Chris Moneymaker: Well obviously it hurt. I played about every day. It was definitely a switch at first. I thought it would be a short term thing. I thought it would be gone for a month and that would it but then reality started sinking in that this could be a long term thing. It not only cost a lot of poker players– I had tons of friends who had to move out of the country– I’ve got other friends that…. The problem is, when you’re a professional poker player and you get put out of work– I’ve got one friend who plays a mix game. And you can’t go to a casino and just find this mix game. So he was basically put out of a job. Now he’s been doing this for six years. And he can’t just get up and move to another country. Well I guess he could, but he didn’t want to move to another country. So he’s got to go find a job. But he has nothing on his resume for six years. He gets no unemployment, no help from anybody, he’s just out of a job. And good luck. And I’m sure there’s many people like him out there.

Ron Bennington: This really blind sided almost everybody when it happened, didn’t it.

Chris Moneymaker: Oh of course.
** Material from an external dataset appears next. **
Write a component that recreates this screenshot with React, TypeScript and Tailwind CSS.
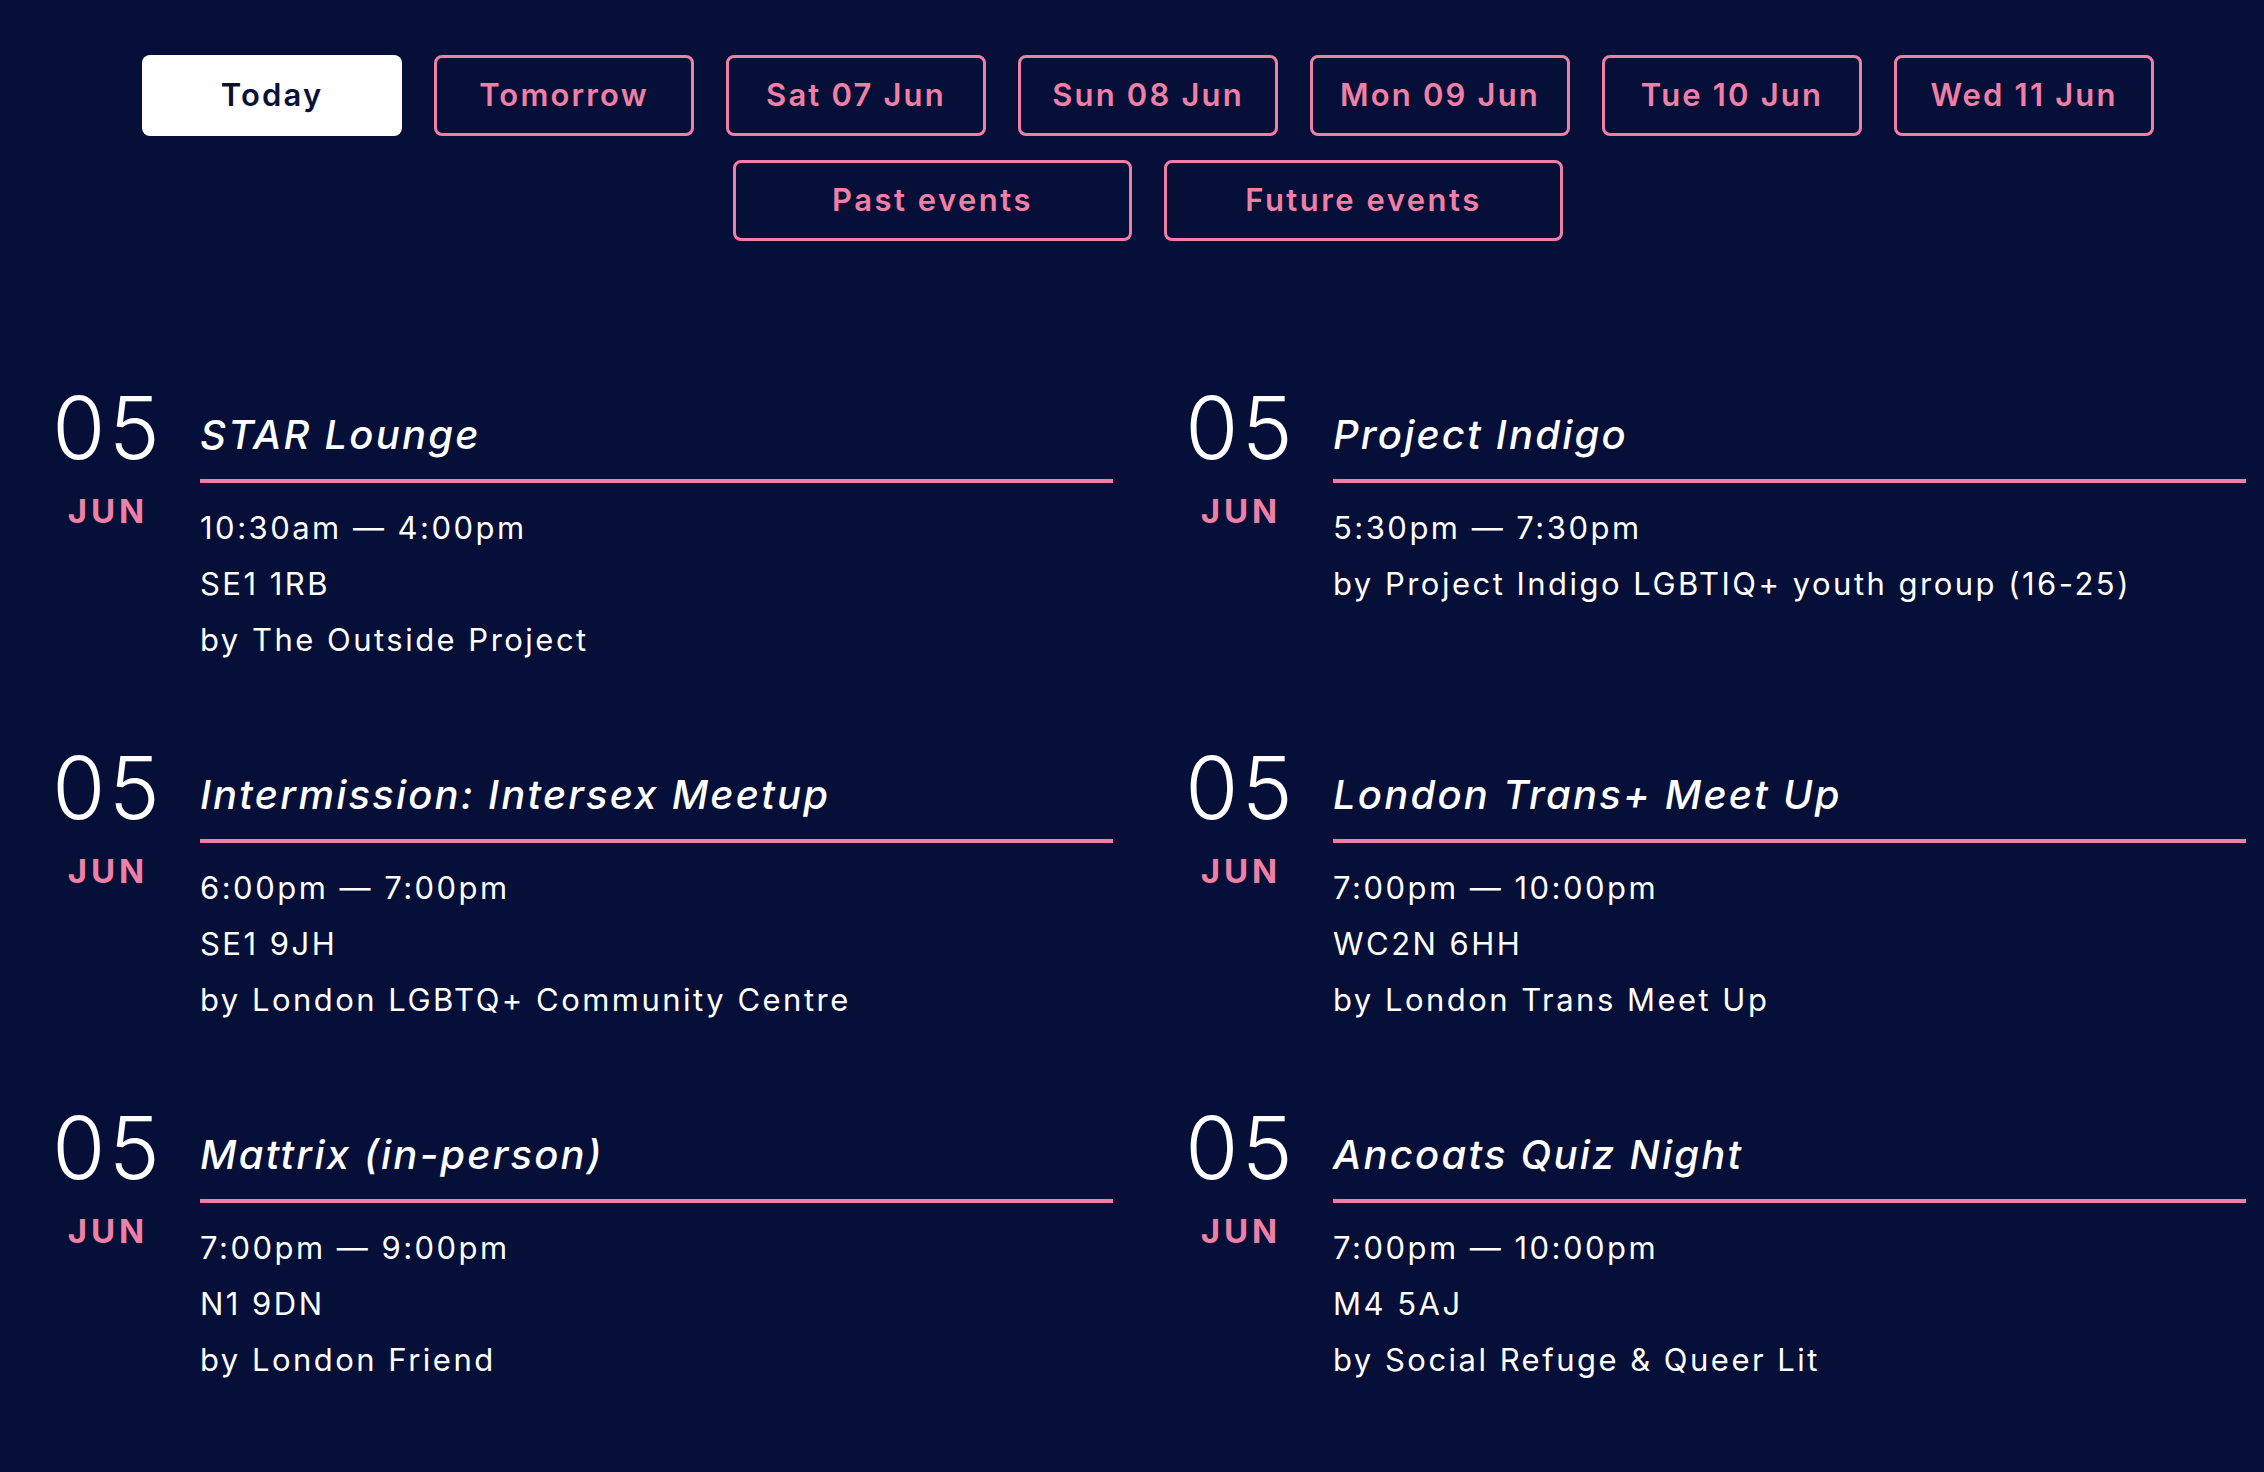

I was moving into a new house and I went to go check to see if the internet was working. I logged on, and popped up, and all of a sudden I see a Department of Justice screen instead of PokerStars. I’m like going, okay that’s not good. That’s bad news. It didn’t only affect poker players, all the shows shut down. So everybody working on the poker shows, they all shut down immediately.

Ron Bennington: Because that’s where the ad money was coming from…

Chris Moneymaker: Yeah, their ad money came from the online shows. Poker affiliates that were making tons of money by drawing income from the poker sites, all of them, immediately overnight lost their jobs. So it definitely affected more people than a lot of people realized.

Ron Bennington: When you’re playing online, you can’t read other people though, right? Do you just read their style of play?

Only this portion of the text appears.